## DATA LISTING
---*---

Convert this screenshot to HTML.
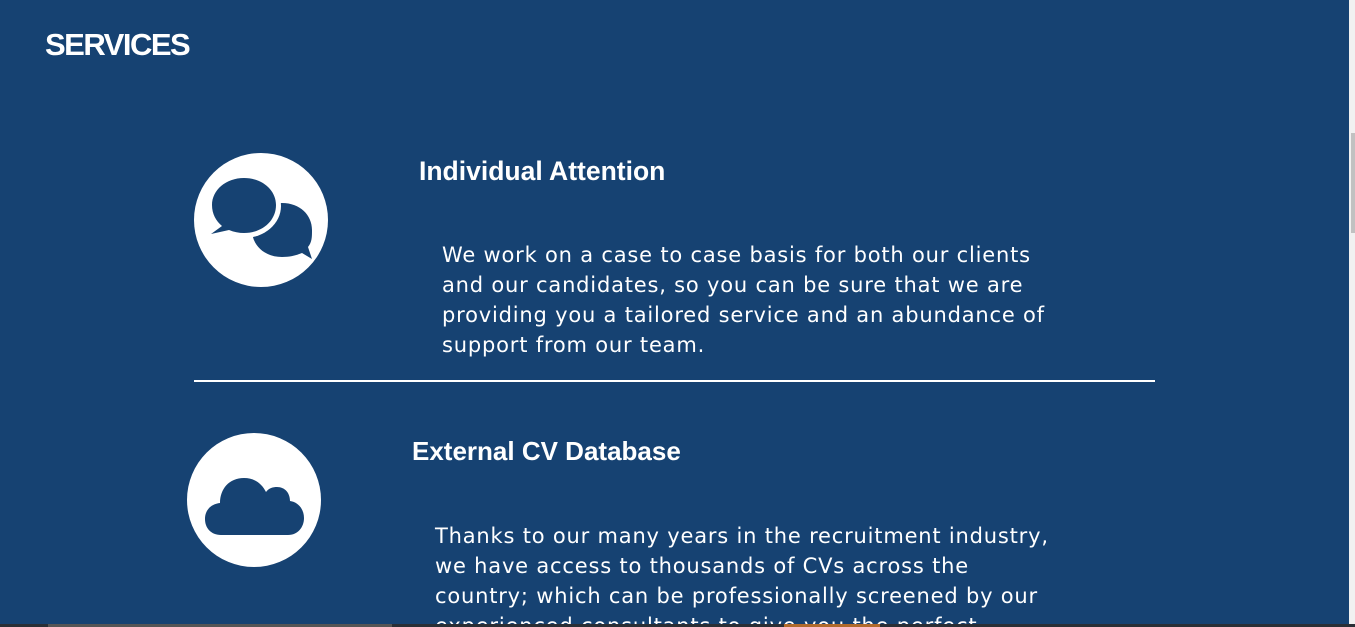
<!DOCTYPE html>
<html><head><meta charset="utf-8"><style>
html,body{margin:0;padding:0;width:1355px;height:627px;overflow:hidden;background:#164272;}
body{position:relative;font-family:"DejaVu Sans",Verdana,sans-serif;color:#fff;}
.h{position:absolute;font-family:"Liberation Sans",Arial,sans-serif;font-weight:bold;}
.p{position:absolute;font-size:21px;letter-spacing:0.8px;line-height:30px;}
.c{position:absolute;width:134px;height:134px;border-radius:50%;background:#fff;}
</style></head><body>
<div class="h" style="left:45px;top:27px;font-size:31px;letter-spacing:-1.5px">SERVICES</div>

<div class="c" style="left:194px;top:153px"></div>
<svg style="position:absolute;left:194px;top:153px" width="134" height="134" viewBox="0 0 134 134">
 <path d="M88 50 C70 50 58 62 58 77 C58 92 70 104 88 104 C97 104 103 102 108 100 L118 106 L114 94 C118 89 118 84 118 77 C118 62 106 50 88 50Z" fill="#164272"/>
 <ellipse cx="50" cy="53" rx="37" ry="32" fill="#fff"/>
 <path d="M50 25 C32 25 18 37 18 52 C18 61 22 68 28 73 L17 81 L35 77 C40 79 45 80 50 80 C68 80 82 68 82 52 C82 37 68 25 50 25Z" fill="#164272"/>
</svg>
<div class="h" style="left:419px;top:156px;font-size:26.5px">Individual Attention</div>
<div class="p" style="left:442px;top:240px">We work on a case to case basis for both our clients<br>and our candidates, so you can be sure that we are<br>providing you a tailored service and an abundance of<br>support from our team.</div>
<div style="position:absolute;left:194px;top:380px;width:961px;height:2px;background:#fff"></div>

<div class="c" style="left:187px;top:433px"></div>
<svg style="position:absolute;left:187px;top:433px" width="134" height="134" viewBox="0 0 134 134">
 <path d="M34 102 C24 102 18 95 18 86 C18 77 24 71 33 70 C33 56 42 45 57 45 C68 45 75 51 79 59 C82 55 86 54 90 54 C98 54 103 60 103 68 C111 69 117 76 117 85 C117 94 111 102 101 102 Z" fill="#164272"/>
</svg>
<div class="h" style="left:412px;top:436px;font-size:26px">External CV Database</div>
<div class="p" style="left:435px;top:521px">Thanks to our many years in the recruitment industry,<br>we have access to thousands of CVs across the<br>country; which can be professionally screened by our<br>experienced consultants to give you the perfect</div>

<div style="position:absolute;left:0;top:624px;width:1355px;height:3px;background:#2a2f36"></div>
<div style="position:absolute;left:48px;top:624px;width:344px;height:3px;background:#555"></div>
<div style="position:absolute;left:784px;top:624px;width:96px;height:3px;background:#b06a2c"></div>
<div style="position:absolute;left:1349px;top:0;width:6px;height:624px;background:#f1f1f1"></div>
<div style="position:absolute;left:1351px;top:133px;width:4px;height:100px;background:#c1c1c1"></div>
</body></html>
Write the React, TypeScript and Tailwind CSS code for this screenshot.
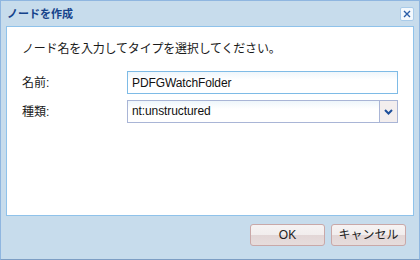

---*---

Skip every picture and transcribe the data above exactly.

Convert this screenshot to HTML.
<!DOCTYPE html>
<html><head><meta charset="utf-8"><style>
html,body{margin:0;padding:0;width:1355px;height:627px;overflow:hidden;background:#164272;}
body{position:relative;font-family:"DejaVu Sans",Verdana,sans-serif;color:#fff;}
.h{position:absolute;font-family:"Liberation Sans",Arial,sans-serif;font-weight:bold;}
.p{position:absolute;font-size:21px;letter-spacing:0.8px;line-height:30px;}
.c{position:absolute;width:134px;height:134px;border-radius:50%;background:#fff;}
</style></head><body>
<div class="h" style="left:45px;top:27px;font-size:31px;letter-spacing:-1.5px">SERVICES</div>

<div class="c" style="left:194px;top:153px"></div>
<svg style="position:absolute;left:194px;top:153px" width="134" height="134" viewBox="0 0 134 134">
 <path d="M88 50 C70 50 58 62 58 77 C58 92 70 104 88 104 C97 104 103 102 108 100 L118 106 L114 94 C118 89 118 84 118 77 C118 62 106 50 88 50Z" fill="#164272"/>
 <ellipse cx="50" cy="53" rx="37" ry="32" fill="#fff"/>
 <path d="M50 25 C32 25 18 37 18 52 C18 61 22 68 28 73 L17 81 L35 77 C40 79 45 80 50 80 C68 80 82 68 82 52 C82 37 68 25 50 25Z" fill="#164272"/>
</svg>
<div class="h" style="left:419px;top:156px;font-size:26.5px">Individual Attention</div>
<div class="p" style="left:442px;top:240px">We work on a case to case basis for both our clients<br>and our candidates, so you can be sure that we are<br>providing you a tailored service and an abundance of<br>support from our team.</div>
<div style="position:absolute;left:194px;top:380px;width:961px;height:2px;background:#fff"></div>

<div class="c" style="left:187px;top:433px"></div>
<svg style="position:absolute;left:187px;top:433px" width="134" height="134" viewBox="0 0 134 134">
 <path d="M34 102 C24 102 18 95 18 86 C18 77 24 71 33 70 C33 56 42 45 57 45 C68 45 75 51 79 59 C82 55 86 54 90 54 C98 54 103 60 103 68 C111 69 117 76 117 85 C117 94 111 102 101 102 Z" fill="#164272"/>
</svg>
<div class="h" style="left:412px;top:436px;font-size:26px">External CV Database</div>
<div class="p" style="left:435px;top:521px">Thanks to our many years in the recruitment industry,<br>we have access to thousands of CVs across the<br>country; which can be professionally screened by our<br>experienced consultants to give you the perfect</div>

<div style="position:absolute;left:0;top:624px;width:1355px;height:3px;background:#2a2f36"></div>
<div style="position:absolute;left:48px;top:624px;width:344px;height:3px;background:#555"></div>
<div style="position:absolute;left:784px;top:624px;width:96px;height:3px;background:#b06a2c"></div>
<div style="position:absolute;left:1349px;top:0;width:6px;height:624px;background:#f1f1f1"></div>
<div style="position:absolute;left:1351px;top:133px;width:4px;height:100px;background:#c1c1c1"></div>
</body></html>
Write the React, TypeScript and Tailwind CSS code for this screenshot.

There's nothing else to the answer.